Only samples that have very similar compositions or manufacturing processes (such as the same type of food contact materials, white vinegar, or glucose syrup) may suffice from one same matrix solution. However, this can only be determined based on the results.

Use Negative Samples When Possible

While using matrix solutions from positive samples to create curves does not alter the slope of the curve, it can raise the intercept, adding an extra calibration parameter.

Additionally, if the volume of the processing solution is small, multiple samples may be needed to obtain the required processing solution. It’s important to first mix the solution before preparing the curve. Otherwise, the errors between parallel experiments could lower the correlation coefficient of the curve, affecting its quantification ability.

In cases where all samples are positive, the dilution factor during sample preparation needs to be adjusted. The analyte concentration should remain below the midpoint of the curve’s concentration range, reducing the impact of baseline values on the slope.

If multiple compounds are being quantified with large concentration differences, the sample concentrations should be grouped and different dilution factors should be used to prepare the matrix curve.

Avoid an Excessively Large Concentration Range for the Matrix Curve

Many compounds exhibit good linearity when prepared with pure solvents over a large concentration range. However, when a matrix solution is used to prepare the curve, the matrix effect may differ at very low and high concentrations.

Taking negative effect (which is more common than positive effect) as an example, the presence of a large amount of matrix may suppress ionization as the concentration increases. However, the final evaluation should be based on the correlation coefficient of the curve. If the correlation coefficient is high, the curve can be considered valid.

Minimize Matrix Effects

Excessive matrix effects indicate that the matrix significantly interferes with the analysis, potentially causing large deviations in the results. When there is an issue with the measurement, it can be difficult to trace the error to its source, as the severity of the matrix effect could obscure other contributing errors.

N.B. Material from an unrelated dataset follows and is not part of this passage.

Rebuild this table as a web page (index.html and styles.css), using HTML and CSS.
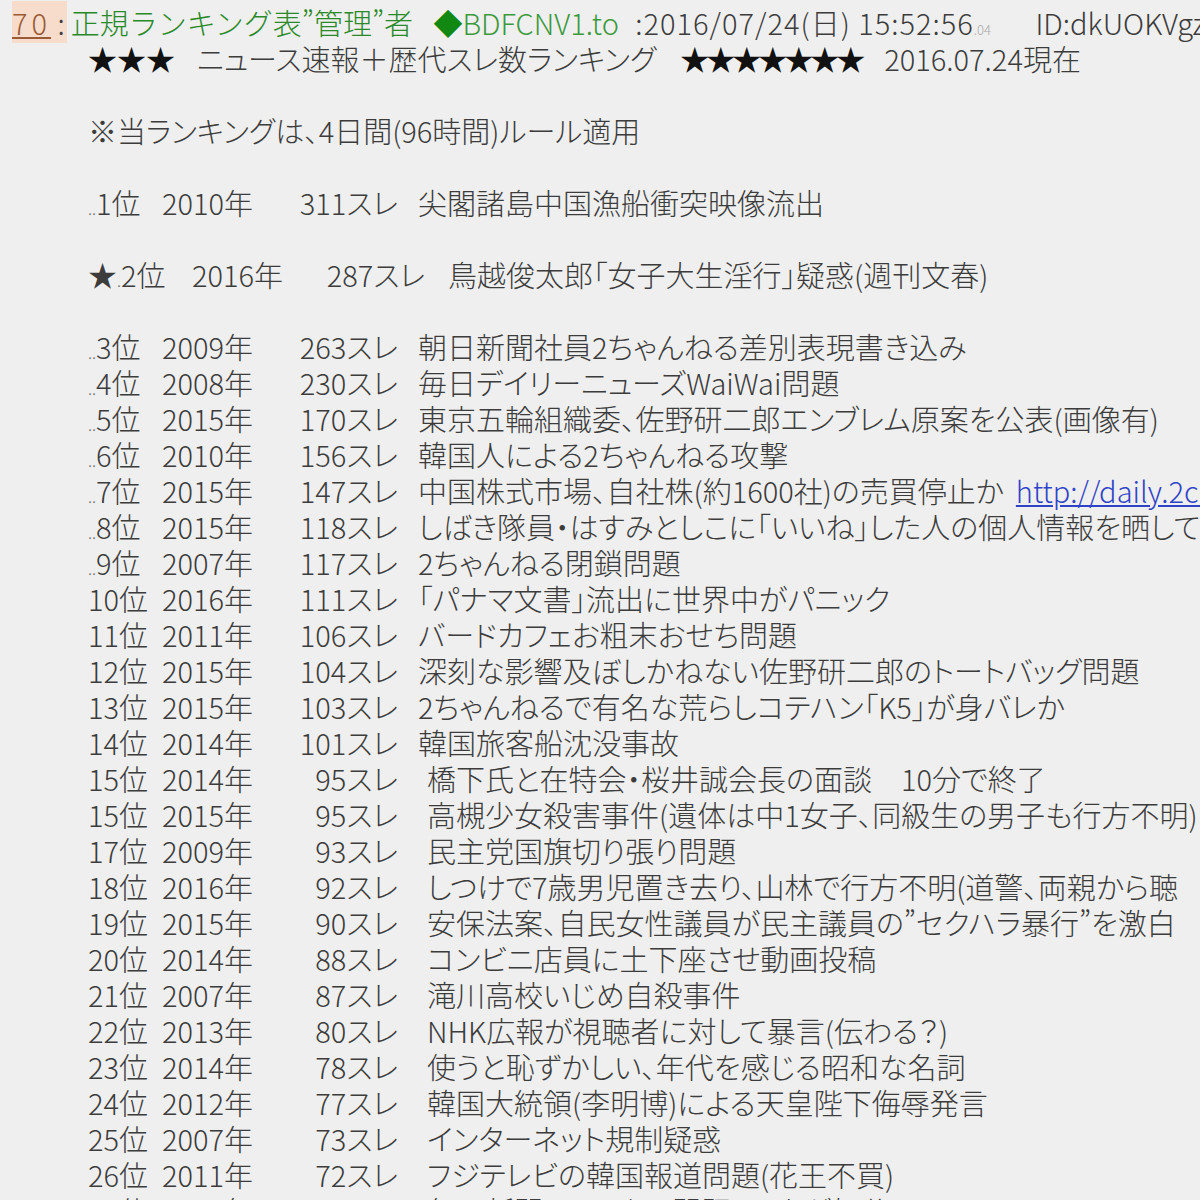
FILE: index.html
```html
<!DOCTYPE html>
<html lang="ja">
<head>
    <meta charset="UTF-8">
    <title>ニュース速報＋歴代スレ数ランキング</title>
    <link rel="stylesheet" href="styles.css">
</head>
<body>
    <div class="post">
        <div class="post-head">
            <span class="res-no"><a class="num">70</a> :</span><span class="name">正規ランキング表”管理”者</span>
            <span class="trip"><b>◆</b>BDFCNV1.to</span>
            <span class="date">:2016/07/24(日) 15:52:56<small>.04</small></span>
            <span class="uid">ID:dkUOKVgz0.net</span>
        </div>

        <div class="post-body">
            <div class="line banner">
                <span class="stars">★★★</span><span class="banner-title">ニュース速報＋歴代スレ数ランキング</span><span class="stars many">★★★★★★★</span><span class="banner-date">2016.07.24現在</span>
            </div>
            <div class="line"></div>
            <div class="line">※当ランキングは、4日間(96時間)ルール適用</div>
            <div class="line"></div>

            <div class="line row"><span class="rank"><i>..</i>1位</span><span class="year">2010年</span><span class="count">311スレ</span><span class="topic">尖閣諸島中国漁船衝突映像流出</span></div>
            <div class="line"></div>
            <div class="line row starred"><span class="rank">★<i>.</i>2位</span><span class="year">2016年</span><span class="count">287スレ</span><span class="topic">鳥越俊太郎「女子大生淫行」疑惑(週刊文春)</span></div>
            <div class="line"></div>

            <div class="line row"><span class="rank"><i>..</i>3位</span><span class="year">2009年</span><span class="count">263スレ</span><span class="topic">朝日新聞社員2ちゃんねる差別表現書き込み</span></div>
            <div class="line row"><span class="rank"><i>..</i>4位</span><span class="year">2008年</span><span class="count">230スレ</span><span class="topic">毎日デイリーニューズWaiWai問題</span></div>
            <div class="line row"><span class="rank"><i>..</i>5位</span><span class="year">2015年</span><span class="count">170スレ</span><span class="topic">東京五輪組織委、佐野研二郎エンブレム原案を公表(画像有)</span></div>
            <div class="line row"><span class="rank"><i>..</i>6位</span><span class="year">2010年</span><span class="count">156スレ</span><span class="topic">韓国人による2ちゃんねる攻撃</span></div>
            <div class="line row"><span class="rank"><i>..</i>7位</span><span class="year">2015年</span><span class="count">147スレ</span><span class="topic">中国株式市場、自社株(約1600社)の売買停止か<a class="url">http://daily.2ch.net/</a></span></div>
            <div class="line row"><span class="rank"><i>..</i>8位</span><span class="year">2015年</span><span class="count">118スレ</span><span class="topic">しばき隊員・はすみとしこに「いいね」した人の個人情報を晒して</span></div>
            <div class="line row"><span class="rank"><i>..</i>9位</span><span class="year">2007年</span><span class="count">117スレ</span><span class="topic">2ちゃんねる閉鎖問題</span></div>
            <div class="line row"><span class="rank">10位</span><span class="year">2016年</span><span class="count">111スレ</span><span class="topic">「パナマ文書」流出に世界中がパニック</span></div>
            <div class="line row"><span class="rank">11位</span><span class="year">2011年</span><span class="count">106スレ</span><span class="topic">バードカフェお粗末おせち問題</span></div>
            <div class="line row"><span class="rank">12位</span><span class="year">2015年</span><span class="count">104スレ</span><span class="topic">深刻な影響及ぼしかねない佐野研二郎のトートバッグ問題</span></div>
            <div class="line row"><span class="rank">13位</span><span class="year">2015年</span><span class="count">103スレ</span><span class="topic">2ちゃんねるで有名な荒らしコテハン「K5」が身バレか</span></div>
            <div class="line row"><span class="rank">14位</span><span class="year">2014年</span><span class="count">101スレ</span><span class="topic">韓国旅客船沈没事故</span></div>
            <div class="line row short"><span class="rank">15位</span><span class="year">2014年</span><span class="count">95スレ</span><span class="topic">橋下氏と在特会・桜井誠会長の面談　10分で終了</span></div>
            <div class="line row short"><span class="rank">15位</span><span class="year">2015年</span><span class="count">95スレ</span><span class="topic">高槻少女殺害事件(遺体は中1女子、同級生の男子も行方不明)</span></div>
            <div class="line row short"><span class="rank">17位</span><span class="year">2009年</span><span class="count">93スレ</span><span class="topic">民主党国旗切り張り問題</span></div>
            <div class="line row short"><span class="rank">18位</span><span class="year">2016年</span><span class="count">92スレ</span><span class="topic">しつけで7歳男児置き去り、山林で行方不明(道警、両親から聴</span></div>
            <div class="line row short"><span class="rank">19位</span><span class="year">2015年</span><span class="count">90スレ</span><span class="topic">安保法案、自民女性議員が民主議員の”セクハラ暴行”を激白</span></div>
            <div class="line row short"><span class="rank">20位</span><span class="year">2014年</span><span class="count">88スレ</span><span class="topic">コンビニ店員に土下座させ動画投稿</span></div>
            <div class="line row short"><span class="rank">21位</span><span class="year">2007年</span><span class="count">87スレ</span><span class="topic">滝川高校いじめ自殺事件</span></div>
            <div class="line row short"><span class="rank">22位</span><span class="year">2013年</span><span class="count">80スレ</span><span class="topic">NHK広報が視聴者に対して暴言(伝わる？)</span></div>
            <div class="line row short"><span class="rank">23位</span><span class="year">2014年</span><span class="count">78スレ</span><span class="topic">使うと恥ずかしい、年代を感じる昭和な名詞</span></div>
            <div class="line row short"><span class="rank">24位</span><span class="year">2012年</span><span class="count">77スレ</span><span class="topic">韓国大統領(李明博)による天皇陛下侮辱発言</span></div>
            <div class="line row short"><span class="rank">25位</span><span class="year">2007年</span><span class="count">73スレ</span><span class="topic">インターネット規制疑惑</span></div>
            <div class="line row short"><span class="rank">26位</span><span class="year">2011年</span><span class="count">72スレ</span><span class="topic">フジテレビの韓国報道問題(花王不買)</span></div>
            <div class="line row short"><span class="rank">27位</span><span class="year">2013年</span><span class="count">71スレ</span><span class="topic">毎日新聞ツイッター問題　3人が処分</span></div>
        </div>
    </div>
</body>
</html>
```

FILE: styles.css
```css
body {
    margin: 0;
    background-color: #efefef;
    color: #3c3c3c;
    font-family: "Noto Sans CJK JP", "Liberation Sans", sans-serif;
    font-size: 29px;
    font-weight: 300;
    line-height: 36px;
    font-feature-settings: "palt";
    overflow: hidden;
}

.post {
    padding: 4px 0 0 12px;
    white-space: nowrap;
}

/* header line of the post */
.post-head {
    height: 36px;
}

.res-no {
    background-color: #f7dccb;
    padding-right: 2px;
}

.num {
    color: #9a5a34;
    text-decoration: underline;
    letter-spacing: 4px;
}

.name {
    color: #2a8a2a;
    margin-left: 4px;
    font-feature-settings: normal;
}

.trip {
    color: #3c9a3c;
    margin-left: 14px;
}

.trip b {
    color: #118811;
    font-weight: normal;
}

.date {
    margin-left: 10px;
    letter-spacing: 1px;
}

.date small {
    font-size: 13px;
    color: #aaa;
    letter-spacing: 0;
}

.uid {
    margin-left: 38px;
}

/* body of the post */
.post-body {
    margin-left: 76px;
}

.line {
    height: 36px;
}

.stars {
    color: #111;
    font-weight: normal;
}

.stars.many {
    letter-spacing: -3px;
}

.banner-title {
    margin: 0 24px 0 22px;
}

.banner-date {
    margin-left: 22px;
}

.row {
    display: flex;
}

.row span {
    flex-shrink: 0;
}

.rank {
    width: 74px;
}

.rank i {
    font-style: normal;
    font-size: 16px;
    color: #777;
}

.year {
    width: 100px;
}

.count {
    width: 136px;
    text-align: right;
}

.topic {
    margin-left: 20px;
}

.starred .rank {
    width: 104px;
}

.starred .count {
    width: 133px;
}

.starred .topic {
    margin-left: 23px;
}

.short .topic {
    margin-left: 29px;
}

.url {
    color: #2f43c8;
    text-decoration: underline;
    margin-left: 12px;
}
```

Again taking negative effect as an example, the author suggests that the suppression rate of matrix effects should be no less than 30%. If the negative effect is below 30%, optimization of sample preparation and purification parameters, or extending the chromatographic retention time, is recommended to reduce the impact of matrix effects.

It’s important to note that matrix curve quantification only corrects for the influence of matrix effects on the results, and does not adjust for recovery rates. This differs from the standard addition method. To assess the feasibility of a method, matrix effects and recovery rates should be discussed and corrected separately.

For samples with strong matrix effects or high background concentrations, quantification using a matrix curve can be challenging. In such cases, readers may refer to another article from the author, “Matrix Effects in Mass Spectrometry Analysis: Causes and Solutions.

Additionally, since matrix differences are significant among various samples, when preparing matrix curves for different samples, attention should be paid to potential contamination of the instrument and chromatographic column. It’s advisable to extend the equilibration time between elution programs and regularly clean the ion source.

Finally, in the author’s opinion, optimizing the sample preparation process in greater detail and appropriately extending analysis times are the more recommended effective way to minimize matrix effect interference.